Although Sezmi hasn't released sales figures, it reported a successful pilot launch in the Greater Los Angeles area in November, with about 20,000 people signing up for the service in the first three days, according to Dave Allred, Sezmi's senior vice president of marketing and product management. It's available in 16 metro cities, including Orlando, and plans to expand the service to 35 markets this week.
[UPDATE: On August 5, Sezmi announced it expanded to 36 metro areas.]
"It's really driven by the fact that there's not too many alternatives for TV than cable or satellite," Allred said. "There is a gap between what consumers have been looking for and what the market offers."
This basic offering of local broadcast channels, called Sezmi Select, is available now for most markets Sezmi serves, including South Florida. The company plans to roll out Sezmi Select Plus at a later date for $20 a month, which will have about 23 popular cable stations including CNN, Bravo, Comedy Central and Syfy -- but not ESPN.

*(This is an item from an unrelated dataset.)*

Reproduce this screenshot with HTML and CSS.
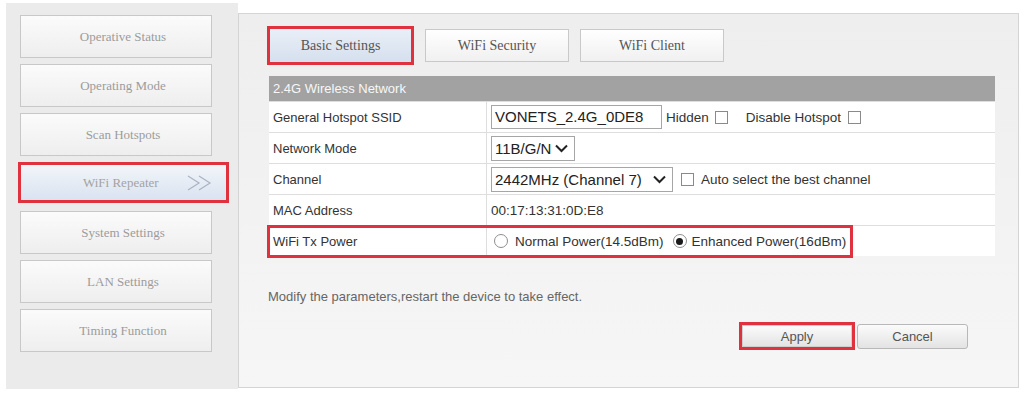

The Sezmi DVR is similar to TiVo. Each family member can have his own personalized menu screen and recordings; the system will "learn'' what the user likes and record similar shows automatically. It offers movies and shows downloadable through On Demand -- including many of the same movies and shows available with other television providers, at similar prices.
Sezmi's release comes at a time where more consumers are watching television shows whenever they want for free on websites like ABC.com, FOX.com or NBC-owned Hulu.com, which is launching an option for $9.99 monthly subscriptions to full seasons. Add to that streaming videos on services like Netflix or on game consoles like Xbox 360, and a new line of televisions and Blu-ray players designed to connect easily to the Internet, and you have a recipe for dropping cable and satellite providers.
Most likely to use the service, say Sezmi execs, are viewers in their 20s. That jibes with data from consumer electronics review site Retrevo.com, which found that viewers under the age of 25 were the largest group that watched television online: 23 percent of that demographic said they watch most of their television online, and 6 percent get their TV only from the Web.
In that same survey, 26 percent of people all ages said they have canceled or considered canceling their cable or satellite service, and 17 percent said they wouldn't because they couldn't get their favorite shows online.
Forrester Research estimates that nearly 9 million U.S. households are already watching some online video on a TV. But since wide adoption of Internet-connected television is a few years away, Forrester doesn't expect a net decline in subscriptions to traditional pay-TV service until 2014.
Los Angeles-based technology reporter Jared Newman, 27, cut off his cable provider in December 2008. He primarily watches Netflix from his Xbox 360, or uses rabbit ears to tune into local stations. He tested Sezmi for PCWorld and found it to be a good alternative to paying for cable, since he doesn't watch much TV.
"I personally really liked it,'' Newman said, adding "The interface could have used some work, but really what I liked was just the value of it.''
Since the cable stations he saw were "noticeably lower in quality'' than the local HD stations, he doesn't recommend it to HD fanatics.
"It depends how much of a stickler for video quality you are,'' Newman said. "For me, personally, as long as I can watch South Park, I can be happy."
Eisner at Retrevo predicts offerings like Google TV, Boxee and Internet-connected televisions will be adopted faster than something like the Sezmi hybrid of Internet and over-the-air television.
"I think the days of serial programming has come to an end, except for live events,'' Eisner said. "In general, a lot of people now want to watch 30 Rock when they want to watch it. The Internet is going to make that possible."